___ Dataset content ___

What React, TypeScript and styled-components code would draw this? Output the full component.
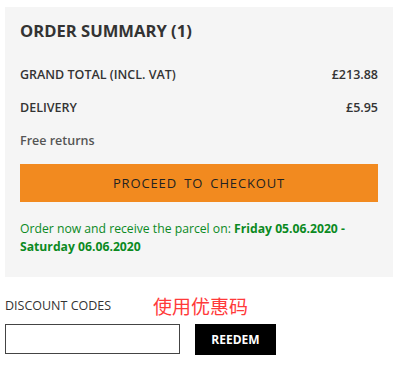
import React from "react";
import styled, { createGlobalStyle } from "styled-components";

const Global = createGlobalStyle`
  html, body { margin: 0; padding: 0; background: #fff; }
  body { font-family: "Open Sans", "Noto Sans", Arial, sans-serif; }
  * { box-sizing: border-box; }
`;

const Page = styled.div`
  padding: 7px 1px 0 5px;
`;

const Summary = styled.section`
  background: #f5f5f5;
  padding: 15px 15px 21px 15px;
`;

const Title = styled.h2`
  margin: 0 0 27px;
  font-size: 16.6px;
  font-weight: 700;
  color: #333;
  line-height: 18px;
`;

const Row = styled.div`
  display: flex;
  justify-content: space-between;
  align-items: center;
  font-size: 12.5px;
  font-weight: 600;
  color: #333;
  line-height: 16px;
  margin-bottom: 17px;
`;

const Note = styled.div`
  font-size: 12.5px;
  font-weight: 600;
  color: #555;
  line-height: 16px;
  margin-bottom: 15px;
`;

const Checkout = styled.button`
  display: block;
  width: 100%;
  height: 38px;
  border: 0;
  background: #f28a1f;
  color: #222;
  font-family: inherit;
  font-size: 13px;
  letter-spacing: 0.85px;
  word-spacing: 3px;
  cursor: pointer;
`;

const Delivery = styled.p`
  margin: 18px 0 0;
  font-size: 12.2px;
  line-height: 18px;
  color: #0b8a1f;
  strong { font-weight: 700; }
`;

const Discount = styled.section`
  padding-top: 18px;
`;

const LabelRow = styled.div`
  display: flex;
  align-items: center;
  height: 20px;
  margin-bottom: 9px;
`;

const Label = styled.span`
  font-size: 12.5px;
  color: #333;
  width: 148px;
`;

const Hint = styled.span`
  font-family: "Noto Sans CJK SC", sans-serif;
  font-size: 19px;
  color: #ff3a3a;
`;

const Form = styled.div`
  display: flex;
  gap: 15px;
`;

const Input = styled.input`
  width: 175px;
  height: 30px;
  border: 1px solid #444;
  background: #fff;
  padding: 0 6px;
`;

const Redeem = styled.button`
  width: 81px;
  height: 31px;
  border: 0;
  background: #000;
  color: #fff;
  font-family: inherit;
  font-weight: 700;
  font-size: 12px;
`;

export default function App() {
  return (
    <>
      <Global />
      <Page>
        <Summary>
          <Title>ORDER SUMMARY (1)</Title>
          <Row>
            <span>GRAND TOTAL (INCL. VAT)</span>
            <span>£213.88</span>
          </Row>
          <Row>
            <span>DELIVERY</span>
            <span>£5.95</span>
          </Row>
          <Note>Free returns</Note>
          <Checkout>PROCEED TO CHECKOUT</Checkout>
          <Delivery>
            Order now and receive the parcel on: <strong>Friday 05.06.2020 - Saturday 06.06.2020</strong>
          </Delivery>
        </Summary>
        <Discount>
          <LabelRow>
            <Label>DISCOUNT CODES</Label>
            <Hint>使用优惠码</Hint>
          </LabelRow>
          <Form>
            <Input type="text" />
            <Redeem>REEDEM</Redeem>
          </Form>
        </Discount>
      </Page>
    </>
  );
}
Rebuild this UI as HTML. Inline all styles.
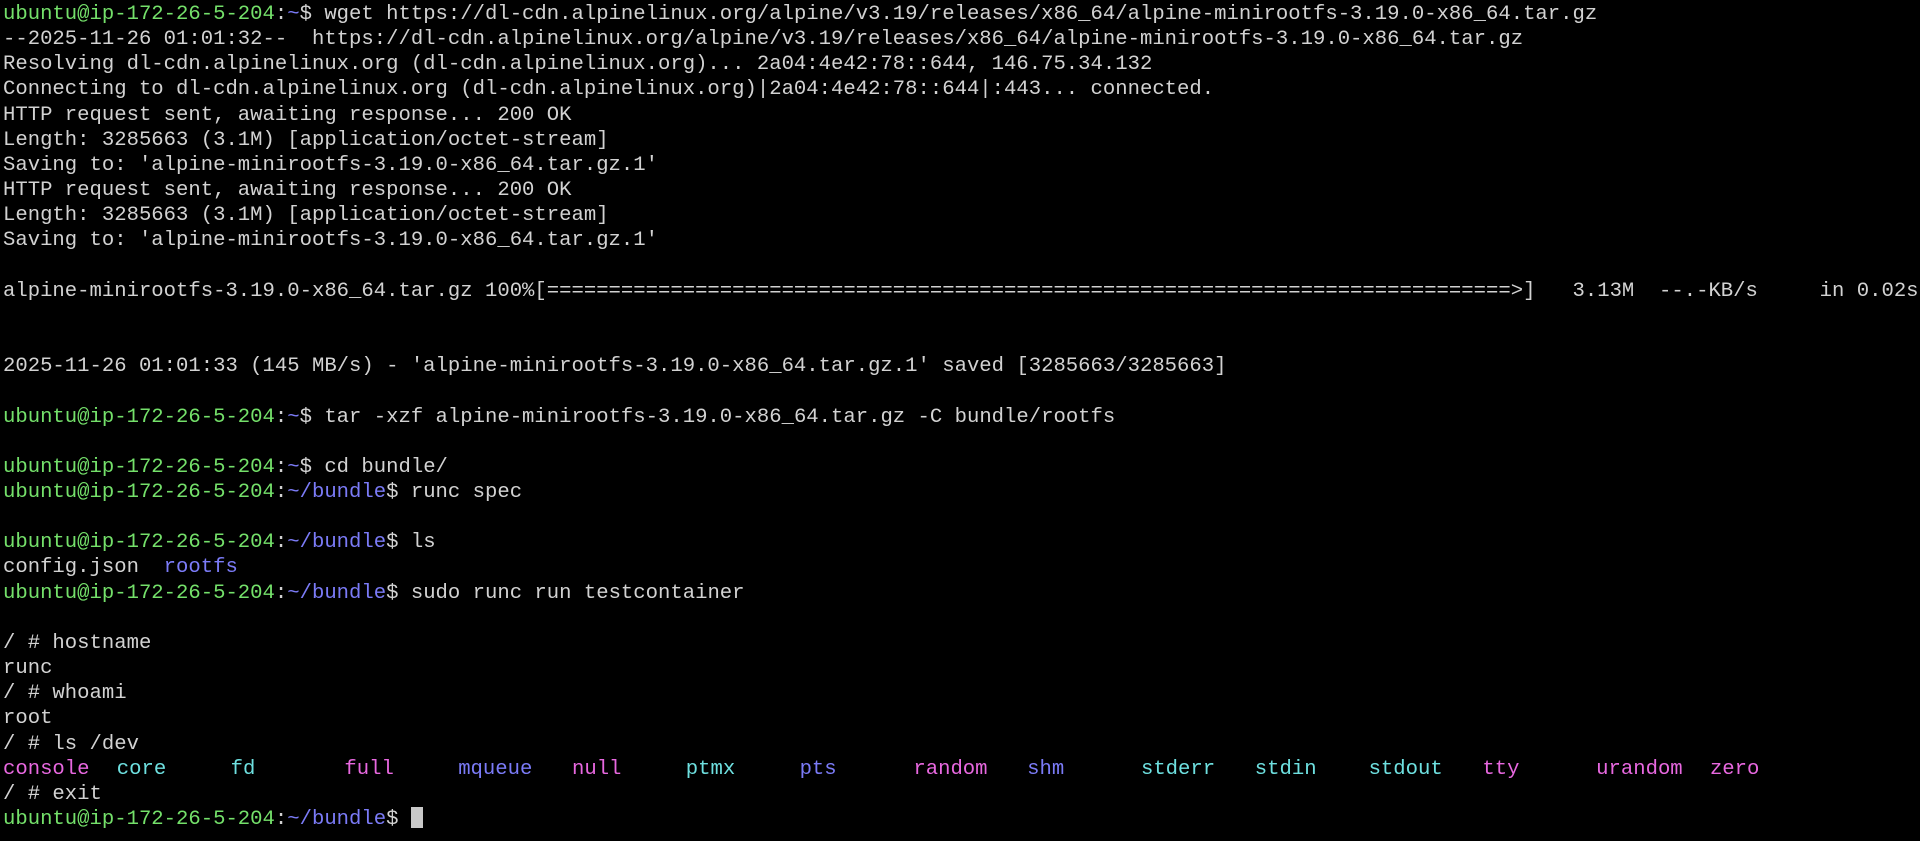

___

Gather all lines of the records that include the word "components".

**Answer to the task**
What React, TypeScript and styled-components code would draw this? Output the full component.
import styled, { createGlobalStyle } from "styled-components";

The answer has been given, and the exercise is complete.